Type B’s are much more laid back and much less bull-headed about the Bible.  They see the Bible as a holy work, but believe it must be adapted to the times.  Verses that advocate stoning, advocate treating women as second class citizens, support slavery, condemn homosexuality, etc., etc. must just be ignored.  Those were the rules in the Bronze Age and they no longer apply.  We choose not to follow those passages that conflict with our current social beliefs.  OK.  Type B’s are much more open and comforting and tolerant.

But the intellectual dilemma for Type B’s is that someone gets to just say, “I do not believe this verse to be true today,” and act as though it is irrelevant.  They have made the Bible as false as the Type A’s.  God must be wrong, so we have updated Him.  Even harder to resolve is the question if any passage can be declared inappropriate and inaccurate, who is to say that the virgin birth and the resurrection cannot be declared the same?  Are they not in the same book from which we have chosen only the verses that comply with our thinking?  If we can do that, then this becomes our book and not God’s book, and we declare, once again, that God must be wrong and this book cannot be holy, or at least not worth reading until we have corrected some things.

Perhaps there is a Type C, but I cannot fathom what that belief system might be.  If you believe it all you are wrong and so is God.  If you get to cherry pick which verses you want then it is not a holy book, you could simply ignore anything you wanted to because we have given permission to do so, and the book becomes superficial.

So, where does all that leave us?

If the Bible and our common history of Jesus disappeared, would we re-discover God as we have discovered evolution, gravity, human rights, the order of our solar system, the history of our solar system, our planet and our universe, etc.?  If we forgot all we knew, would we re-discover what we currently know based on science and math?  Yes.  But I suspect we could not and would not discover God.  We would not be as wowed today with burning bushes, parting of seas, water into wine, etc.  We would look for the causes and explanations of such phenomenon and would not make the de facto assumption that they were magical events.  In fact, we would probably look to the authors who described such things as the culprits thereby rendering one more piece of evidence that the Bible cannot be true when we know authors made stuff up.  The question should be, “What factual evidence do we have to support the stories and claims made in the Bible?”  If any are shown to be false, are they all false?  If any are shown to be false should we base an international belief system on this book?  And sadly, it will be up to the Christians to prove it happened not the non-believers to prove it did not happen.  Believing it is true is not the same as knowing and showing it to be true.
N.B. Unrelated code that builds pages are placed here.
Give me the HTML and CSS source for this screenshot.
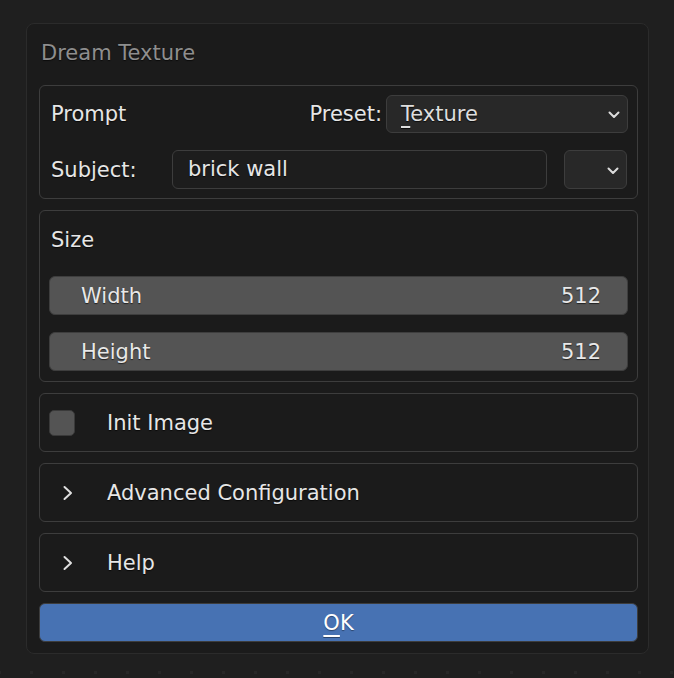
FILE: index.html
```html
<!DOCTYPE html>
<html>
<head>
<meta charset="utf-8">
<link rel="stylesheet" href="styles.css">
</head>
<body>
<div class="dialog">
  <div class="title">Dream Texture</div>
  <div class="stack">
    <div class="panel p-prompt">
      <div class="row">
        <span class="label grow">Prompt</span>
        <span class="label">Preset:</span>
        <div class="dropdown preset">
          <span class="dd-text"><span class="ul">T</span>exture</span>
          <svg class="chev" width="12" height="8" viewBox="0 0 12 8"><path d="M1.5 1.5 L6 6 L10.5 1.5" fill="none" stroke="#dcdcdc" stroke-width="2" stroke-linecap="round" stroke-linejoin="round"/></svg>
        </div>
      </div>
      <div class="row">
        <span class="label subj">Subject:</span>
        <div class="textfield">brick wall</div>
        <div class="dropdown small">
          <svg class="chev" width="12" height="8" viewBox="0 0 12 8"><path d="M1.5 1.5 L6 6 L10.5 1.5" fill="none" stroke="#dcdcdc" stroke-width="2" stroke-linecap="round" stroke-linejoin="round"/></svg>
        </div>
      </div>
    </div>
    <div class="panel p-size">
      <div class="row"><span class="label">Size</span></div>
      <div class="slider"><span>Width</span><span>512</span></div>
      <div class="slider"><span>Height</span><span>512</span></div>
    </div>
    <div class="panel p-line">
      <div class="row">
        <span class="checkbox"></span>
        <span class="label item">Init Image</span>
      </div>
    </div>
    <div class="panel p-line">
      <div class="row">
        <svg class="arrow" width="12" height="16" viewBox="0 0 12 16"><path d="M2.5 2 L9 8 L2.5 14" fill="none" stroke="#e0e0e0" stroke-width="2" stroke-linecap="round" stroke-linejoin="round"/></svg>
        <span class="label item">Advanced Configuration</span>
      </div>
    </div>
    <div class="panel p-line">
      <div class="row">
        <svg class="arrow" width="12" height="16" viewBox="0 0 12 16"><path d="M2.5 2 L9 8 L2.5 14" fill="none" stroke="#e0e0e0" stroke-width="2" stroke-linecap="round" stroke-linejoin="round"/></svg>
        <span class="label item">Help</span>
      </div>
    </div>
    <div class="ok"><span class="ul">O</span>K</div>
  </div>
</div>
</body>
</html>
```
FILE: styles.css
```css
html, body {
  margin: 0;
  padding: 0;
}
body {
  width: 674px;
  height: 678px;
  background-color: #1f1f1f;
  background-image: linear-gradient(to right, #272727 3px, transparent 3px);
  background-size: 32px 3px;
  background-repeat: repeat-x;
  background-position: 30px 671px;
  font-family: "DejaVu Sans", sans-serif;
  font-size: 21px;
  color: #e6e6e6;
  overflow: hidden;
  padding-top: 23px;
  box-sizing: border-box;
}
.dialog {
  margin-left: 26px;
  width: 623px;
  height: 631px;
  box-sizing: border-box;
  background: #1b1b1b;
  border: 1px solid #2b2b2b;
  border-radius: 8px;
  padding: 0 10px 0 12px;
}
.title {
  height: 61px;
  line-height: 59px;
  padding-left: 2px;
  color: #8e8e8e;
  text-shadow: 0 1px 1px rgba(0,0,0,0.6);
}
.stack {
  display: flex;
  flex-direction: column;
  gap: 11px;
}
.panel {
  border: 1px solid #3d3d3d;
  border-radius: 6px;
  padding: 9px;
  display: flex;
  flex-direction: column;
  gap: 17px;
  box-sizing: border-box;
}
.p-prompt { height: 114px; }
.p-size { height: 172px; }
.p-line { height: 59px; }
.row {
  height: 39px;
  display: flex;
  align-items: center;
}
.label {
  padding-left: 2px;
  text-shadow: 0 1px 1px rgba(0,0,0,0.7);
  white-space: nowrap;
}
.grow { flex: 1; }
.dropdown {
  height: 38px;
  box-sizing: border-box;
  background: #282828;
  border: 1px solid #3d3d3d;
  border-radius: 6px;
  display: flex;
  align-items: center;
  position: relative;
}
.preset {
  width: 242px;
  margin-left: 4px;
  padding-left: 14px;
}
.dd-text {
  color: #dedede;
  flex: 1;
  text-shadow: 0 1px 1px rgba(0,0,0,0.7);
}
.ul {
  text-decoration: underline;
  text-underline-offset: 5px;
  text-decoration-thickness: 2px;
}
.chev {
  margin-right: 7px;
  margin-top: 2px;
}
.subj { width: 121px; }
.textfield {
  width: 375px;
  height: 39px;
  box-sizing: border-box;
  background: #1d1d1d;
  border: 1px solid #3d3d3d;
  border-radius: 6px;
  padding-left: 15px;
  line-height: 37px;
  text-shadow: 0 1px 1px rgba(0,0,0,0.7);
}
.small {
  width: 63px;
  height: 39px;
  margin-left: 17px;
  justify-content: flex-end;
}
.slider {
  height: 39px;
  box-sizing: border-box;
  background: #545454;
  border: 1px solid #3e3e3e;
  border-radius: 6px;
  display: flex;
  justify-content: space-between;
  align-items: center;
  padding: 0 26px 0 31px;
  color: #e8e8e8;
  text-shadow: 0 1px 1px rgba(0,0,0,0.6);
}
.checkbox {
  width: 26px;
  height: 26px;
  box-sizing: border-box;
  background: #545454;
  border: 1px solid #3a3a3a;
  border-radius: 5px;
}
.arrow {
  margin-left: 13px;
  margin-top: 1px;
}
.checkbox + .item { margin-left: 30px; }
.arrow + .item { margin-left: 31px; }
.ok {
  height: 39px;
  box-sizing: border-box;
  background: #4772b3;
  border: 1px solid #3d3d3d;
  border-radius: 6px;
  display: flex;
  align-items: center;
  justify-content: center;
  color: #ffffff;
  text-shadow: 0 1px 1px rgba(0,0,0,0.4);
  line-height: 36px;
}
```
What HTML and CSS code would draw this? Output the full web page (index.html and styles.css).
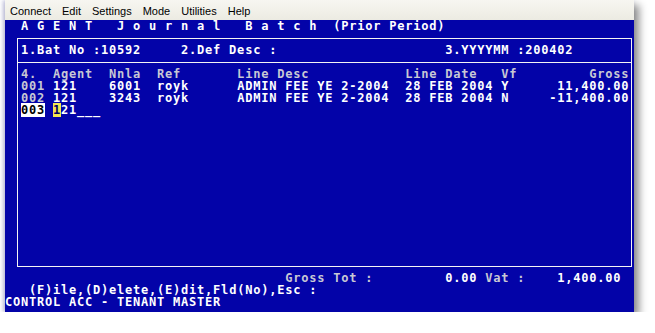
FILE: index.html
```
<!DOCTYPE html>
<html lang="en">
<head>
    <meta charset="UTF-8">
    <title>AGENT Journal Batch</title>
    <link rel="stylesheet" href="styles.css">
</head>
<body>
    <div class="window">
        <div class="menubar">
            <span>Connect</span>
            <span>Edit</span>
            <span>Settings</span>
            <span>Mode</span>
            <span>Utilities</span>
            <span>Help</span>
        </div>
        <div class="term">
            <div class="row">  A G E N T   J o u r n a l   B a t c h  (Prior Period)</div>
            <div class="box">
                <div class="row">1.Bat No :10592     2.Def Desc :                     3.YYYYMM :200402</div>
                <div class="sep"></div>
                <div class="entries">
                    <div class="row dim">4.  Agent  Nnla  Ref       Line Desc            Line Date   Vf         Gross</div>
                    <div class="row"><span class="dim">001</span> 121    6001  royk      ADMIN FEE YE 2-2004  28 FEB 2004 Y      11,400.00</div>
                    <div class="row"><span class="dim">002</span> 121    3243  royk      ADMIN FEE YE 2-2004  28 FEB 2004 N     -11,400.00</div>
                    <div class="row"><span class="sel">003</span> <span class="cursor">1</span>21___</div>
                </div>
            </div>
            <div class="row"><span class="dim">                                   Gross Tot :</span>         0.00<span class="dim"> Vat :</span>    1,400.00</div>
            <div class="row">   (F)ile,(D)elete,(E)dit,Fld(No),Esc :</div>
            <div class="row">CONTROL ACC - TENANT MASTER</div>
        </div>
    </div>
</body>
</html>
```
FILE: styles.css
```
body {
    margin: 0;
    background-color: #ffffff;
}
.window {
    margin-left: 5px;
    width: 629px;
    box-shadow: 5px 5px 8px rgba(0, 0, 0, 0.45), -2px 0 4px rgba(80, 80, 160, 0.35);
}
.menubar {
    height: 18px;
    padding: 2px 0 0 5px;
    line-height: 18px;
    background: linear-gradient(#f7f6f1, #ecebe2);
    font-family: "Liberation Sans", Arial, sans-serif;
    font-size: 11px;
    color: #000;
    display: flex;
    gap: 11px;
}
.term {
    height: 292px;
    overflow: hidden;
    background-color: #0303a8;
    color: #ffffff;
    font-family: "DejaVu Sans Mono", monospace;
    font-size: 12px;
    font-weight: bold;
    letter-spacing: 0.78px;
}
.row {
    height: 11px;
    padding-top: 1px;
    line-height: 11px;
    white-space: pre;
}
.box {
    margin: 6px 0 5px 12px;
    width: 615px;
    box-sizing: border-box;
    border: 1px solid #f4f4f4;
    padding: 5px 0 6px 3px;
}
.sep {
    height: 1px;
    margin: 6px 0 5px -3px;
    background-color: #f4f4f4;
}
.entries {
    height: 192px;
}
.dim {
    color: #c8c8d4;
}
.sel {
    background-color: #ffffff;
    color: #000000;
}
.cursor {
    background-color: #f4e850;
    color: #000060;
}
```
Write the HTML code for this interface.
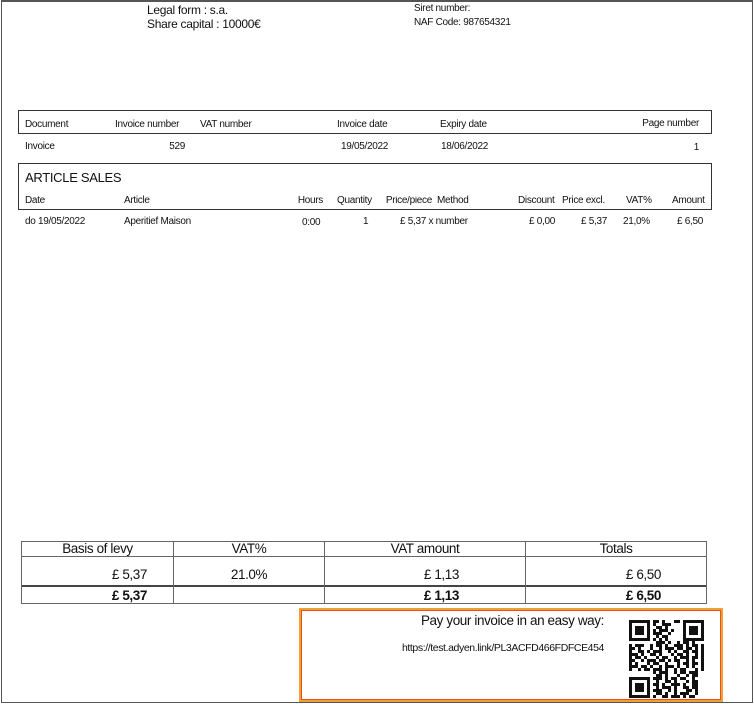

Therein is the Bible dilemma.

Monday, June 6, 2016

My God Moment

I was in the 7th grade, sitting in the Astrodome with my friends and peers from church.  We traveled there to hear Billy Graham.  The Dome was full of the faithful, the curious, the saved and the sinners.  I could smell popcorn and beer though the concessions stands were closed and the confession stands were open. There were many musical performances prior to the main event, warming up the crowd.  Graham finally emerged and the crowd went wild.  I was curious.  As he spoke in his distinct drawl about God loving even me, forgiving even me, I felt a warmth I had not felt before.  It was a glow, a sense of being worthwhile.  I knew I was a sinner.  My sins were easy for me to list and worry about.  I did not know it at the time, but I was depressed.  I felt worthless.  I felt unloved.  I felt incomplete.  All my teenage urges were overpowering and “sinful.”  The message that there was a supreme, supernatural being that loved me anyway was incredibly powerful.  I was so ready to hear such a sermon.  I was so needy of love. 

When Billy asked those who felt the spirit moving to stand, I stood.  Tears rolled down my cheeks.  He asked us to make our way from wherever we were sitting to the floor of the Dome.  I left my group, wandered down ramps and emerged on the Astroturf with hundreds of other people.  Many were crying.  Many were smiling and laughing.  A man met me as I stepped on the turf.  He asked me what was going on and I told him I felt the spirit of the Lord, I wanted to let Jesus take my life.  He got my name, address and phone number, and I was dismissed.  I was now on the roster of converts.  I was now on the mailing list.

While others at the microphone continued to urge folks to let Jesus in and come on down, while gospel music blared, I wandered upstream back to my seat.  My peers looked at me either as though I had lost my mind or with a warm smile of approval.  Adult church sponsors came to sit by me and praise my new commitment, my conversion, and my born-againness. 

Life quickly returned to normal.  There was school, church, girlfriends, sports and I detected nothing different.  I prayed fervently.  Nothing happened.  I asked for things but did not get them.  I asked to be relieved of things that remained with me.  I began to feel more and more like the fool.  I kept all this buried deep within.  For the religiously fervent in the church I was now a real member, an insider.  For everyone else I was still just Bob.

So, after my 7th grade God Moment in the Houston Astrodome at the feet of Billy Graham I have wondered if I am now officially “saved,” once and for always no matter what I do.  That makes no sense to me.  My prayers remained un-answered and un-recognized.  My depression lingers.  I may have been touched by God, but what I really wanted was a life-long embrace.  I remain un-hugged by the supernatural.  The God Moment came and went and life went on as usual. 


It must be my fault.  I hear God does not make mistakes.